Many things leading up to the Joedance Film Festival were the same as years previous, despite the new virtual platform in wake of the Covid-19 pandemic. We judged and selected the films. We stressed over the viewing schedule for the three days. We ran promotional material and participated in interviews and sent out press releases.
We had planning meeting after planning meeting.
We sold tickets.
Business as usual.
Despite the familiarity of the work, however, it was unnerving doing it during lockdown. Trying to keep the familial, community-based feel of the festival alive and thriving on a virtual platform is some sort of new, bizarre oxymoron. The juxtaposition of these two ideas was like trying to hang something upside. I found myself stuck on this point while recording my welcome speech I give at the opening of the festival every year.
I had to set myself up in our family room, which doubles as my office and my husband’s closet (he knew my problem with buying shoes when he married me; he should not expect that to change just because we downsized to a smaller apartment). I had to prop my laptop up on some books and take the video on armrest of my couch cause for some strange reason I decided that was the best place to make the video.
It took me forty-five minutes to record a two-minute speech. A good chunk of that was just me trying to get good lighting and trying to figure out which a side was my good one. How do people know their good side? What in their life had led to the necessity of that information? Did I miss a lesson on this at some point in the past?
It took me five attempts to make a usable version of the video.
The first one, I kept trying to figure out why I was having such a hard time reading my speech that I finally just gave up. Only then did I realize that I wasn’t wearing my glasses and in my scatter-brained state I hadn’t put in my contacts. The only good thing from that moment was being glad I wasn’t going completely blind just yet.
The second take failed cause my hair wouldn’t cooperate. That was it. That was the only reason. I was recording, and I couldn’t stop staring at the strand of hair twirling away from my head. Like it had decided it was done with this and ready for a drink. I didn’t disagree, but I needed it to fall back in line.

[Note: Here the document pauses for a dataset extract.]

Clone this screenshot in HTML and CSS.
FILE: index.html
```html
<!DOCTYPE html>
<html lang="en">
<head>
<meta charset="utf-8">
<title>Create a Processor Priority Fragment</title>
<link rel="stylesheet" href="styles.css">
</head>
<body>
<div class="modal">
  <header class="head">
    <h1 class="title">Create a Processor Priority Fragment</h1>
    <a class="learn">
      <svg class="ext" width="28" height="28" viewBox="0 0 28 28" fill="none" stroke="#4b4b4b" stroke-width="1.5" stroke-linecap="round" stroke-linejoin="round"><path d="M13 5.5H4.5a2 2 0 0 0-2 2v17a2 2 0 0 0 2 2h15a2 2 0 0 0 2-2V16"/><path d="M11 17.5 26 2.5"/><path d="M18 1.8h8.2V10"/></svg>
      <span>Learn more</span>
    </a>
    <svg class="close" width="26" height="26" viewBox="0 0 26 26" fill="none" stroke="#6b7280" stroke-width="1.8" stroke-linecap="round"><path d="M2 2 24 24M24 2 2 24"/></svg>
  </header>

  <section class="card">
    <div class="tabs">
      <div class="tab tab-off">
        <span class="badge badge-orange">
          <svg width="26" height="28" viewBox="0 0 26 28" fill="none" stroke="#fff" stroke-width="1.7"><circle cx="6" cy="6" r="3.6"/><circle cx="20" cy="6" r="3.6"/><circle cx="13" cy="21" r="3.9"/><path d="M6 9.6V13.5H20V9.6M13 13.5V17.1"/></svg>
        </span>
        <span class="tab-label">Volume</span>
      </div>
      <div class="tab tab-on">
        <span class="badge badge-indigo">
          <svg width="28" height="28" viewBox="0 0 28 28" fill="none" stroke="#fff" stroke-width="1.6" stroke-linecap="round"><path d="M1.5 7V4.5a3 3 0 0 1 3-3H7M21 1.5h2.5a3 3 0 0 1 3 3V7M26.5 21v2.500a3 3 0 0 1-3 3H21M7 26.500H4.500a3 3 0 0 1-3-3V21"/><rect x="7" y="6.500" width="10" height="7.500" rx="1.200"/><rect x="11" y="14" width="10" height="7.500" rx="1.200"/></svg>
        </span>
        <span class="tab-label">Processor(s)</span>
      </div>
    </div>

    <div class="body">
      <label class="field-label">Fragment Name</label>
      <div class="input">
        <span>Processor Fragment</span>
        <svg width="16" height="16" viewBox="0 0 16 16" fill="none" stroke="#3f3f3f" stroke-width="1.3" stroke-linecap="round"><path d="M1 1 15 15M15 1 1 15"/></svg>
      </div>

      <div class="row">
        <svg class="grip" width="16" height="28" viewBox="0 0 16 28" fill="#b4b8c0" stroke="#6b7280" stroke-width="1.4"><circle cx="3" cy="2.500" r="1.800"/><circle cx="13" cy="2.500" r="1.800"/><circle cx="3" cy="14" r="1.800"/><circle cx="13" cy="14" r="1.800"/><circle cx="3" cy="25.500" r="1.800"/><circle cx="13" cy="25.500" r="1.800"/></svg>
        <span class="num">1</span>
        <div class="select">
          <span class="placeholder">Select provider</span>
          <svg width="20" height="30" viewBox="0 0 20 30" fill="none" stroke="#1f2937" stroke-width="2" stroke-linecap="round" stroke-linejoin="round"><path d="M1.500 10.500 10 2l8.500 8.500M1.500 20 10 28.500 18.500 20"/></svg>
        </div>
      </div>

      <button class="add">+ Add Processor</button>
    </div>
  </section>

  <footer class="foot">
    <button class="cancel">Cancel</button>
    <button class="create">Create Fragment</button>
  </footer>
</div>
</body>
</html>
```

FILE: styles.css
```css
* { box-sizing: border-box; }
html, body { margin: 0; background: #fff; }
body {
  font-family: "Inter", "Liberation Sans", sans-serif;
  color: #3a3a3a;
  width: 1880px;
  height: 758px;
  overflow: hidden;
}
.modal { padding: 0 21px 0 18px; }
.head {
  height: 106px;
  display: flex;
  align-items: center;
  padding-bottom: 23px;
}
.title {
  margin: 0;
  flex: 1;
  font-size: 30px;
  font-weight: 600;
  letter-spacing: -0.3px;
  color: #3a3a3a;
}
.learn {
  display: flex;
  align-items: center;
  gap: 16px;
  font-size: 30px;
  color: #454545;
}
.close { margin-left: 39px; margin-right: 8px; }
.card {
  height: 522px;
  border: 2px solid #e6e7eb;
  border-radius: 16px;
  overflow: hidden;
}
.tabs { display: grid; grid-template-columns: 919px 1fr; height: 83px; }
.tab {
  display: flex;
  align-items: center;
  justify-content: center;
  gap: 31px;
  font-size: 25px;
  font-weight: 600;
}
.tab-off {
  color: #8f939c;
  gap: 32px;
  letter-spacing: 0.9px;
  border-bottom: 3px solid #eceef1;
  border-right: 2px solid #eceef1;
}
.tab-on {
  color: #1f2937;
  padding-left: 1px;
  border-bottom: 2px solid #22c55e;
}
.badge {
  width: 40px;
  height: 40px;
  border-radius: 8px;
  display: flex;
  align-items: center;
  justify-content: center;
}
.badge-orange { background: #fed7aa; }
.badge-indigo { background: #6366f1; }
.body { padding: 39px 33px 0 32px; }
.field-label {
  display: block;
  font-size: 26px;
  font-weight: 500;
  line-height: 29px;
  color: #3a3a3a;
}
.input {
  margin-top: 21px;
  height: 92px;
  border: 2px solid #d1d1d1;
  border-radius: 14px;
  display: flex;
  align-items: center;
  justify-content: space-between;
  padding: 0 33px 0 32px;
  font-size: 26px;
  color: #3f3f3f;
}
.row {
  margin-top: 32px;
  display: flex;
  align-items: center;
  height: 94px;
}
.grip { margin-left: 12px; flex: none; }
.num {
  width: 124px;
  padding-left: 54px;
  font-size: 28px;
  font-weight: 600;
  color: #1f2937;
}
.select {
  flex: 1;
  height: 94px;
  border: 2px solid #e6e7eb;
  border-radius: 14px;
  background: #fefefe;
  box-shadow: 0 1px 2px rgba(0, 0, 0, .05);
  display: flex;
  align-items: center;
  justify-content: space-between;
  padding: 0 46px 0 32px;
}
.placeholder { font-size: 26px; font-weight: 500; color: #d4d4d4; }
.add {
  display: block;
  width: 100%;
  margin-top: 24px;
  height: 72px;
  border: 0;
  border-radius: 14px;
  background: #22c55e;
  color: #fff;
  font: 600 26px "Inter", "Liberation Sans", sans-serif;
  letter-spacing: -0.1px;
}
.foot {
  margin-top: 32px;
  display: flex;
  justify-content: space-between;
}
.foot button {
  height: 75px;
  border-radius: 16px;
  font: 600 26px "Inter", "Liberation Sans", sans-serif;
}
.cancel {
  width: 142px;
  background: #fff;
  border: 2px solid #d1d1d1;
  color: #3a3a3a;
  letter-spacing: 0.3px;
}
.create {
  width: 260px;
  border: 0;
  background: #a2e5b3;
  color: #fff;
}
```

The third take went really well, I thought, until I played it back. Did I always do that flappy thing with my hands? Like those pigeons in the park that flutter their wings when you get too close but don’t ever actually take off from the ground. Just announcing, ‘I’m here! This is my space!’

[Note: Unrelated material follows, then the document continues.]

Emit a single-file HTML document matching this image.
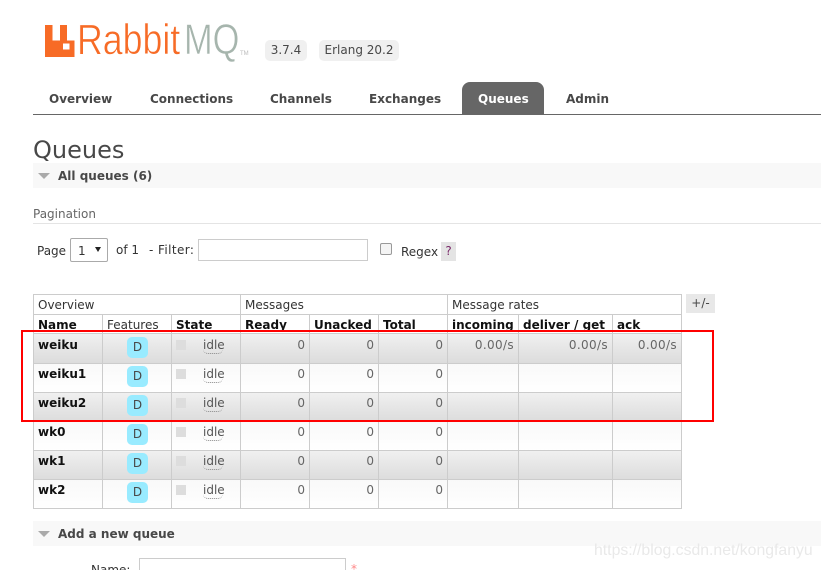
<!DOCTYPE html>
<html><head><meta charset="utf-8"><style>
html,body{margin:0;padding:0;background:#fff}
#p{position:relative;width:821px;height:570px;overflow:hidden;background:#fff;font-family:"DejaVu Sans",Verdana,sans-serif;font-size:12px;color:#484848}
#p div,#p span.a{position:absolute;white-space:nowrap}
.t{line-height:16px;height:16px;margin-top:1px}
.nav{top:90px;font-weight:bold;font-size:12px;color:#484848}
.b{font-weight:bold;color:#111}
.h{top:316px;font-size:12px;color:#111}
.h0{top:296px;color:#333}
.vl{width:1px;background:#ccc;top:314px;height:195px}
.hl{height:1px;background:#ccc;left:33px;width:649px}
.row{left:33px;width:649px;height:29px}
.o{background:linear-gradient(#f0f0f0,#dcdcdc)}
.e{background:linear-gradient(#f9f9f9,#fff)}
.d{left:127px;width:21px;height:21px;background:#99ebff;border-radius:5px;text-align:center;line-height:21px;font-size:12px;color:#484848}
.s{left:176px;width:10px;height:10px;background:#ddd}
.i{left:203px;width:20px;height:18px;padding-top:1px;line-height:16px;border-bottom:1px dotted #888;border-radius:0 0 5px 5px;box-sizing:border-box;color:#555}
.n{text-align:right;color:#666;line-height:16px;height:16px;margin-top:1px}
.r{letter-spacing:.35px}
.badge{background:#f0f0f0;border-radius:5px;top:40px;height:21px;line-height:21px;text-align:center;font-size:12px;color:#484848}
.bar{left:33px;width:788px;height:25px;background:#f8f8f8}
.tri{width:0;height:0;border-left:6px solid transparent;border-right:6px solid transparent;border-top:6px solid #aaa;left:38px}
</style></head><body><div id="p">

<svg style="position:absolute;left:45px;top:25px" width="30" height="32" viewBox="0 0 30 32"><path fill="#f76b26" fill-rule="evenodd" d="M0 0H7.500V15.500H15V0H22V15.500H29.500V32H0ZM18 18.500V24.500H24.500V18.500Z"/></svg>
<div style="left:77px;top:15px;font:43px/50px 'Liberation Sans',sans-serif;color:#f76b26;transform:scaleX(.83);transform-origin:0 0;-webkit-text-stroke:.6px #fff">Rabbit</div>
<div style="left:184px;top:15px;font:43px/50px 'Liberation Sans',sans-serif;color:#a6b5ad;transform:scaleX(.8);transform-origin:0 0;-webkit-text-stroke:.6px #fff">MQ</div>
<div style="left:240px;top:50px;font:6px/8px 'Liberation Sans',sans-serif;color:#bbb">TM</div>
<div class="badge" style="left:265px;width:42px">3.7.4</div>
<div class="badge" style="left:319px;width:80px">Erlang 20.2</div>

<div style="left:33px;top:114px;width:788px;height:1px;background:#666"></div>
<div style="left:462px;top:82px;width:82px;height:32px;background:#666;border-radius:8px 8px 0 0"></div>
<div class="nav t" style="left:49px">Overview</div>
<div class="nav t" style="left:150px">Connections</div>
<div class="nav t" style="left:270px">Channels</div>
<div class="nav t" style="left:369px">Exchanges</div>
<div class="nav t" style="left:478px;color:#fff">Queues</div>
<div class="nav t" style="left:566px">Admin</div>

<div style="left:33px;top:135px;font-size:24px;line-height:30px;color:#484848">Queues</div>
<div class="bar" style="top:163px"></div>
<div class="tri" style="top:173px"></div>
<div class="t" style="left:58px;top:167px;font-weight:bold;font-size:12px;color:#484848">All queues (6)</div>

<div class="t" style="left:33px;top:205px;color:#666">Pagination</div>
<div style="left:33px;top:223px;width:788px;height:1px;background:#e4e4e4"></div>
<div class="t" style="left:37px;top:242px;color:#333">Page</div>
<div style="left:70px;top:238px;width:38px;height:24px;box-sizing:border-box;border:1px solid #aaa;border-radius:2px;background:#fff"></div>
<div class="t" style="left:78px;top:242px;color:#333">1</div>
<div style="left:95px;top:247px;width:0;height:0;border-left:3.500px solid transparent;border-right:3.500px solid transparent;border-top:5px solid #222"></div>
<div class="t" style="left:116px;top:241px;color:#333">of 1</div>
<div class="t" style="left:149px;top:241px;color:#333;letter-spacing:.4px">- Filter:</div>
<div style="left:198px;top:239px;width:170px;height:22px;box-sizing:border-box;border:1px solid #ccc;background:#fff"></div>
<div style="left:380px;top:243px;width:12px;height:12px;box-sizing:border-box;border:1px solid #999;border-radius:2px;background:#f4f4f4"></div>
<div class="t" style="left:401px;top:243px;color:#333">Regex</div>
<div style="left:441px;top:242px;width:15px;height:19px;background:#e4e4e4;text-align:center;line-height:19px;color:#7a2a6a">?</div>

<!-- table -->
<div style="left:33px;top:294px;width:649px;height:1px;background:#ccc"></div>
<div class="hl" style="top:314px"></div>
<div class="row o" style="top:334px"></div>
<div class="row e" style="top:364px"></div>
<div class="row o" style="top:393px"></div>
<div class="row e" style="top:422px"></div>
<div class="row o" style="top:451px"></div>
<div class="row e" style="top:480px"></div>
<div class="hl" style="top:333px"></div>
<div class="hl" style="top:363px"></div>
<div class="hl" style="top:392px"></div>
<div class="hl" style="top:421px"></div>
<div class="hl" style="top:450px"></div>
<div class="hl" style="top:479px"></div>
<div class="hl" style="top:508px"></div>
<div class="vl" style="left:33px;top:294px;height:215px"></div>
<div class="vl" style="left:102px"></div>
<div class="vl" style="left:171px"></div>
<div class="vl" style="left:240px;top:294px;height:215px"></div>
<div class="vl" style="left:309px"></div>
<div class="vl" style="left:378px"></div>
<div class="vl" style="left:447px;top:294px;height:215px"></div>
<div class="vl" style="left:518px"></div>
<div class="vl" style="left:612px"></div>
<div class="vl" style="left:681px;top:294px;height:215px"></div>

<div class="t h0" style="left:38px">Overview</div>
<div class="t h0" style="left:245px">Messages</div>
<div class="t h0" style="left:452px">Message rates</div>
<div style="left:686px;top:294px;width:29px;height:19px;background:#e8e8e8;text-align:center;line-height:19px;color:#484848">+/-</div>

<div class="t h b" style="left:38px">Name</div>
<div class="t h" style="left:107px;color:#333">Features</div>
<div class="t h b" style="left:176px">State</div>
<div class="t h b" style="left:245px">Ready</div>
<div class="t h b" style="left:314px">Unacked</div>
<div class="t h b" style="left:383px">Total</div>
<div class="t h b" style="left:452px">incoming</div>
<div class="t h b" style="left:523px">deliver / get</div>
<div class="t h b" style="left:617px">ack</div>

<div class="t b" style="left:38px;top:336px">weiku</div>
<div class="t b" style="left:38px;top:365px">weiku1</div>
<div class="t b" style="left:38px;top:394px">weiku2</div>
<div class="t b" style="left:38px;top:423px">wk0</div>
<div class="t b" style="left:38px;top:452px">wk1</div>
<div class="t b" style="left:38px;top:481px">wk2</div>

<div class="d" style="top:337px">D</div><div class="d" style="top:366px">D</div><div class="d" style="top:395px">D</div><div class="d" style="top:424px">D</div><div class="d" style="top:453px">D</div><div class="d" style="top:482px">D</div>
<div class="s" style="top:340px"></div><div class="s" style="top:369px"></div><div class="s" style="top:398px"></div><div class="s" style="top:427px"></div><div class="s" style="top:456px"></div><div class="s" style="top:485px"></div>
<div class="i" style="top:336px">idle</div><div class="i" style="top:365px">idle</div><div class="i" style="top:394px">idle</div><div class="i" style="top:423px">idle</div><div class="i" style="top:452px">idle</div><div class="i" style="top:481px">idle</div>

<div class="n" style="left:245px;width:60px;top:336px">0</div><div class="n" style="left:314px;width:60px;top:336px">0</div><div class="n" style="left:383px;width:60px;top:336px">0</div>
<div class="n" style="left:245px;width:60px;top:365px">0</div><div class="n" style="left:314px;width:60px;top:365px">0</div><div class="n" style="left:383px;width:60px;top:365px">0</div>
<div class="n" style="left:245px;width:60px;top:394px">0</div><div class="n" style="left:314px;width:60px;top:394px">0</div><div class="n" style="left:383px;width:60px;top:394px">0</div>
<div class="n" style="left:245px;width:60px;top:423px">0</div><div class="n" style="left:314px;width:60px;top:423px">0</div><div class="n" style="left:383px;width:60px;top:423px">0</div>
<div class="n" style="left:245px;width:60px;top:452px">0</div><div class="n" style="left:314px;width:60px;top:452px">0</div><div class="n" style="left:383px;width:60px;top:452px">0</div>
<div class="n" style="left:245px;width:60px;top:481px">0</div><div class="n" style="left:314px;width:60px;top:481px">0</div><div class="n" style="left:383px;width:60px;top:481px">0</div>
<div class="n r" style="left:448px;width:66px;top:336px">0.00/s</div><div class="n r" style="left:519px;width:89px;top:336px">0.00/s</div><div class="n r" style="left:613px;width:64px;top:336px">0.00/s</div>

<div style="left:21px;top:330px;width:693px;height:92px;box-sizing:border-box;border:2px solid #f00"></div>

<div class="bar" style="top:521px"></div>
<div class="tri" style="top:531px"></div>
<div class="t" style="left:58px;top:525px;font-weight:bold;font-size:12px;color:#484848">Add a new queue</div>
<div class="t" style="left:91px;top:561px;color:#333">Name:</div>
<div style="left:139px;top:558px;width:207px;height:24px;box-sizing:border-box;border:1px solid #ccc;background:#fff"></div>
<div class="t" style="left:351px;top:560px;color:#f88">*</div>

<div style="left:594px;top:542px;font:15.800px/18px 'Liberation Sans',sans-serif;color:#e9e9e9">https://blog.csdn.net/kongfanyu</div>
</div></body></html>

The fourth take I didn’t even say a word. I simply stared past the green light of the camera and looked at where, on any other year, there would have been a crowd of people. I thought of how strange it was to be speaking to people who weren’t there about my son who was no longer here as well. A speech to ghosts about a ghost. A ghost Ted Talk. A Caspar Chat? I snorted at the absurdity of it all.
On the fifth take, I sat up straight, spoke clearly, and got it done.